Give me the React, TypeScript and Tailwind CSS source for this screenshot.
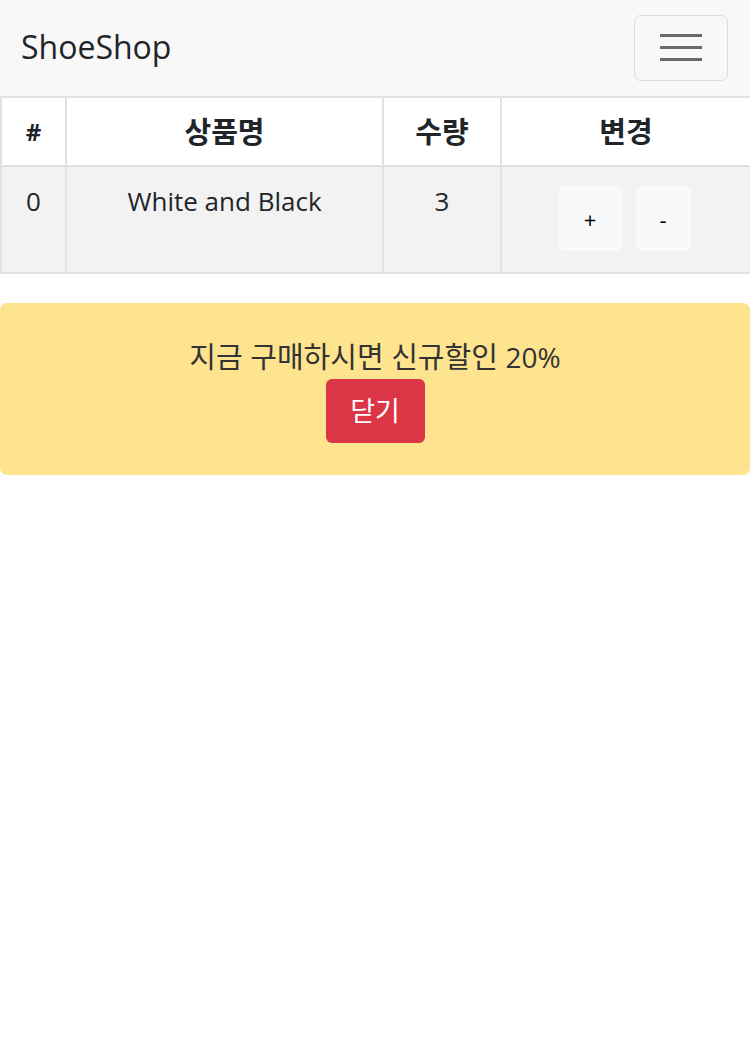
import React from 'react';

const font = { fontFamily: '"Open Sans", "Noto Sans CJK KR", sans-serif' };

export default function App() {
  return (
    <div className="w-[750px] min-h-[1050px] bg-white text-[#212529]" style={font}>
      {/* Navbar */}
      <nav className="h-[96px] bg-[#f8f8f8] flex items-center justify-between pl-[21px] pr-[22px]">
        <span className="text-[32px] leading-none text-[#212529] -mt-[2px]">ShoeShop</span>
        <button className="w-[94px] h-[66px] border border-[#dcdcdc] rounded-[7px] flex flex-col items-center justify-center gap-[9px] -mt-[1px]">
          <span className="block w-[42px] h-[3px] bg-[#6b6b6b]" />
          <span className="block w-[42px] h-[3px] bg-[#6b6b6b]" />
          <span className="block w-[42px] h-[3px] bg-[#6b6b6b]" />
        </button>
      </nav>

      {/* Table */}
      <table className="w-[750px] border-collapse text-[26px] table-fixed">
        <colgroup>
          <col className="w-[65px]" />
          <col className="w-[317px]" />
          <col className="w-[118px]" />
          <col className="w-[250px]" />
        </colgroup>
        <thead>
          <tr className="h-[69px] text-[29px] leading-[38px]">
            <th className="border-2 border-[#dee2e6] font-bold text-center text-[24px]">#</th>
            <th className="border-2 border-[#dee2e6] font-bold text-center">상품명</th>
            <th className="border-2 border-[#dee2e6] font-bold text-center">수량</th>
            <th className="border-2 border-[#dee2e6] font-bold text-center">변경</th>
          </tr>
        </thead>
        <tbody>
          <tr className="h-[107px] bg-[#f2f2f2] align-top leading-[38px]">
            <td className="border-2 border-[#dee2e6] text-center pt-[15px]">0</td>
            <td className="border-2 border-[#dee2e6] text-center pt-[15px]">White and Black</td>
            <td className="border-2 border-[#dee2e6] text-center pt-[15px]">3</td>
            <td className="border-2 border-[#dee2e6] pt-[20px]">
              <div className="flex justify-center gap-[14px] -mt-[1px] -ml-[3px]">
                <button className="w-[63px] h-[65px] bg-[#f8f9fa] rounded-[6px] text-[22px] text-black">+</button>
                <button className="w-[55px] h-[65px] bg-[#f8f9fa] rounded-[6px] text-[22px] text-black">-</button>
              </div>
            </td>
          </tr>
        </tbody>
      </table>

      {/* Alert */}
      <div className="mt-[29px] h-[172px] bg-[#ffe48f] rounded-[7px] flex flex-col items-center pt-[35px]">
        <p className="text-[28px] leading-[38px] text-[#333]">
          <span className="text-[29px]">지금 구매하시면 신규할인 </span>20%
        </p>
        <button className="mt-[3px] w-[99px] h-[64px] bg-[#dc3545] text-white rounded-[6px] text-[27px]">닫기</button>
      </div>
    </div>
  );
}
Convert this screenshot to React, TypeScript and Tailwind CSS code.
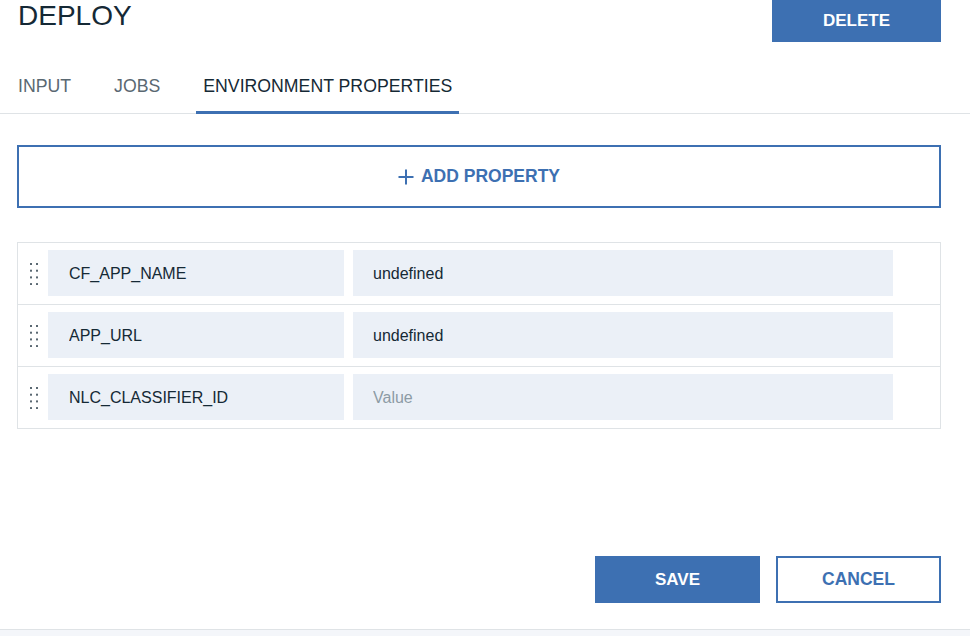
const PROPERTIES = [
  { name: "CF_APP_NAME", value: "undefined" },
  { name: "APP_URL", value: "undefined" },
  { name: "NLC_CLASSIFIER_ID", value: "" },
];

const TABS = ["INPUT", "JOBS", "ENVIRONMENT PROPERTIES"];

function DragHandle() {
  return (
    <svg width="10" height="24" viewBox="0 0 10 24" className="shrink-0">
      {[0, 1, 2, 3].map((r) =>
        [0, 1].map((c) => (
          <rect key={`${r}-${c}`} x={1 + c * 6} y={2 + r * 6.7} width="2" height="2" fill="#5a6872" />
        ))
      )}
    </svg>
  );
}

function PlusIcon() {
  return (
    <svg width="16" height="16" viewBox="0 0 16 16" className="shrink-0">
      <path d="M8 0.5v15M0.5 8h15" stroke="#3d70b2" strokeWidth="2" fill="none" />
    </svg>
  );
}

export default function App() {
  return (
    <div className="relative h-[636px] w-[970px] overflow-hidden bg-white font-['Liberation_Sans',Arial,sans-serif] text-[#152935]">
      <div className="flex items-start justify-between pl-[18px] pr-[29px]">
        <h1 className="text-[28px] leading-[32px] font-normal">DEPLOY</h1>
        <button className="h-[42px] w-[169px] bg-[#3d70b2] text-[17px] font-bold text-white">
          DELETE
        </button>
      </div>

      <div className="flex h-[72px] items-end gap-[29px] border-b border-[#dfe3e6] pl-[11px]">
        {TABS.map((tab) => {
          const active = tab === "ENVIRONMENT PROPERTIES";
          return (
            <div
              key={tab}
              className={
                active
                  ? "-mb-px border-b-[3px] border-[#3d70b2] px-[7px] pb-[13px] text-[17.7px] leading-[24px] text-[#152935]"
                  : "-mb-px border-b-[3px] border-transparent px-[7px] pb-[13px] text-[17.7px] leading-[24px] text-[#5a6872]"
              }
            >
              {tab}
            </div>
          );
        })}
      </div>

      <div className="px-[17px] pr-[29px]">
        <button className="mt-[31px] flex h-[63px] w-full items-center justify-center gap-[7px] border-2 border-[#3d70b2] text-[17.5px] font-bold text-[#3d70b2]">
          <PlusIcon />
          <span>ADD PROPERTY</span>
        </button>

        <div className="mt-[34px] divide-y divide-[#dfe3e6] border border-[#dfe3e6]">
          {PROPERTIES.map((p) => (
            <div key={p.name} className="flex items-center pt-[7px] pb-[8px]">
              <div className="flex w-[30px] justify-center pl-px">
                <DragHandle />
              </div>
              <input
                readOnly
                value={p.name}
                className="h-[46px] w-[296px] bg-[#ebf0f7] px-[21px] pt-[2px] text-[16px] text-[#152935] outline-none"
              />
              <input
                readOnly
                value={p.value}
                placeholder="Value"
                className="ml-[9px] h-[46px] w-[540px] bg-[#ebf0f7] px-[20px] pt-[2px] text-[16px] text-[#152935] outline-none placeholder:text-[#8c9ba5]"
              />
            </div>
          ))}
        </div>

        <div className="mt-[127px] flex justify-end gap-[16px]">
          <button className="h-[47px] w-[165px] bg-[#3d70b2] text-[17px] font-bold text-white">SAVE</button>
          <button className="h-[47px] w-[165px] border-2 border-[#3d70b2] text-[17.5px] font-bold text-[#3d70b2]">
            CANCEL
          </button>
        </div>
      </div>

      <div className="mt-[26px] h-[20px] border-t border-[#dfe3e6] bg-[#f4f6fa]" />
    </div>
  );
}
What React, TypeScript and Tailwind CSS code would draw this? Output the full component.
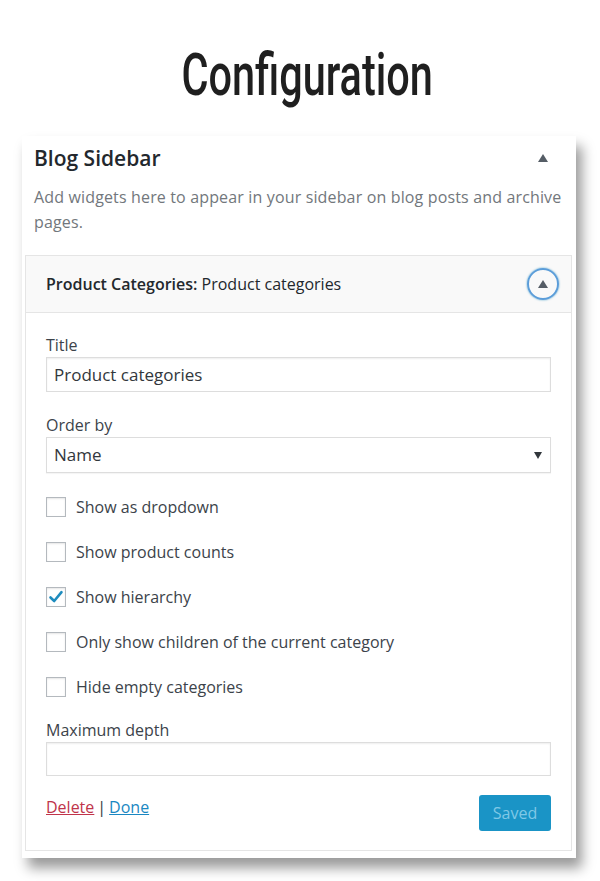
import React from 'react';

const font = { fontFamily: '"Open Sans", "Noto Sans", sans-serif' };

function Check({ label, checked }: { label: string; checked?: boolean }) {
  return (
    <div className="flex h-[45px] items-center">
      <span className="flex h-[20px] w-[20px] items-center justify-center border border-[#b4b9be] bg-white shadow-[inset_0_1px_2px_rgba(0,0,0,0.1)]">
        {checked && (
          <svg width="16" height="16" viewBox="0 0 16 16">
            <path d="M2.5 8.5 L6.2 12 L13.5 3.2" fill="none" stroke="#1e8cbe" strokeWidth="2.6" strokeLinecap="round" strokeLinejoin="round" />
          </svg>
        )}
      </span>
      <span className="ml-[10px] text-[16px] leading-5 text-[#3c434a]">{label}</span>
    </div>
  );
}

export default function App() {
  return (
    <div className="h-[881px] w-[600px] overflow-hidden bg-white" style={font}>
      {/* Heading */}
      <div className="flex h-[136px] justify-center pl-[14px] pt-[43px]">
        <h1
          className="inline-block origin-center scale-x-[0.69] text-[60px] font-medium leading-[64px] text-[#1f1f1f]"
          style={{ fontFamily: 'Roboto, "Liberation Sans", sans-serif' }}
        >
          Configuration
        </h1>
      </div>

      {/* Sidebar panel */}
      <div className="ml-[22px] w-[554px] bg-white pb-[7px] shadow-[6px_10px_12px_rgba(0,0,0,0.4)]">
        <div className="flex items-center justify-between pl-[12px] pr-[28px] pt-[8px]">
          <h2 className="text-[21px] font-semibold leading-[28px] text-[#23282d]">Blog Sidebar</h2>
          <svg width="10" height="8" viewBox="0 0 10 8">
            <path d="M0 8 L5 0 L10 8 Z" fill="#555d66" />
          </svg>
        </div>
        <p className="mt-[13px] pl-[12px] pr-[10px] text-[16px] leading-[25px] tracking-[0.15px] text-[#72777c]">
          Add widgets here to appear in your sidebar on blog posts and archive pages.
        </p>

        {/* Widget */}
        <div className="ml-[3px] mr-[4px] mt-[20px] border border-[#e5e5e5] bg-white">
          <div className="flex h-[57px] items-center justify-between border-b border-[#e5e5e5] bg-[#f9f9f9] pl-[20px] pr-[12px]">
            <span className="text-[16px] text-[#23282d]">
              <span className="font-semibold">Product Categories:</span> Product categories
            </span>
            <span className="flex h-[32px] w-[32px] items-center justify-center rounded-full border-2 border-[#5b9dd9] shadow-[0_0_2px_rgba(30,140,190,0.8)]">
              <svg width="10" height="8" viewBox="0 0 10 8">
                <path d="M0 8 L5 0 L10 8 Z" fill="#555d66" />
              </svg>
            </span>
          </div>

          <div className="px-[20px] pb-[19px] pt-[22px]">
            <label className="block text-[16px] leading-5 text-[#3c434a]">Title</label>
            <div className="mt-[2px] flex h-[35px] items-center border border-[#dddddd] px-[7px] text-[17px] text-[#32373c] shadow-[inset_0_1px_2px_rgba(0,0,0,0.07)]">
              Product categories
            </div>

            <label className="mt-[23px] block text-[16px] leading-5 text-[#3c434a]">Order by</label>
            <div className="mt-[2px] flex h-[36px] items-center justify-between border border-[#dddddd] pl-[7px] pr-[8px] text-[17px] text-[#32373c] shadow-[0_1px_1px_rgba(0,0,0,0.04)]">
              <span>Name</span>
              <svg width="8" height="7" viewBox="0 0 8 7">
                <path d="M0 0 L8 0 L4 7 Z" fill="#32373c" />
              </svg>
            </div>

            <div className="mt-[11px]">
              <Check label="Show as dropdown" />
              <Check label="Show product counts" />
              <Check label="Show hierarchy" checked />
              <Check label="Only show children of the current category" />
              <Check label="Hide empty categories" />
            </div>

            <label className="mt-[11px] block text-[16px] leading-5 text-[#3c434a]">Maximum depth</label>
            <div className="mt-[2px] h-[34px] border border-[#dddddd] shadow-[inset_0_1px_2px_rgba(0,0,0,0.07)]" />

            <div className="mt-[19px] flex items-start justify-between">
              <div className="mt-[2px] text-[16px] leading-5 text-[#32373c]">
                <span className="text-[#c0344a] underline">Delete</span>
                <span className="mx-[3px]">|</span>
                <span className="text-[#1a87c2] underline">Done</span>
              </div>
              <span className="flex h-[36px] w-[72px] items-center justify-center rounded-[3px] bg-[#1a94c6] text-[16px] text-[#7fc8e6]">
                Saved
              </span>
            </div>
          </div>
        </div>
      </div>
    </div>
  );
}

----

**To be done**
Among the entries above, identify all lines with "screenshot" and copy them.

**Solution to the problem**
Give me the React, TypeScript and Tailwind CSS source for this screenshot.
Convert this screenshot to React, TypeScript and Tailwind CSS code.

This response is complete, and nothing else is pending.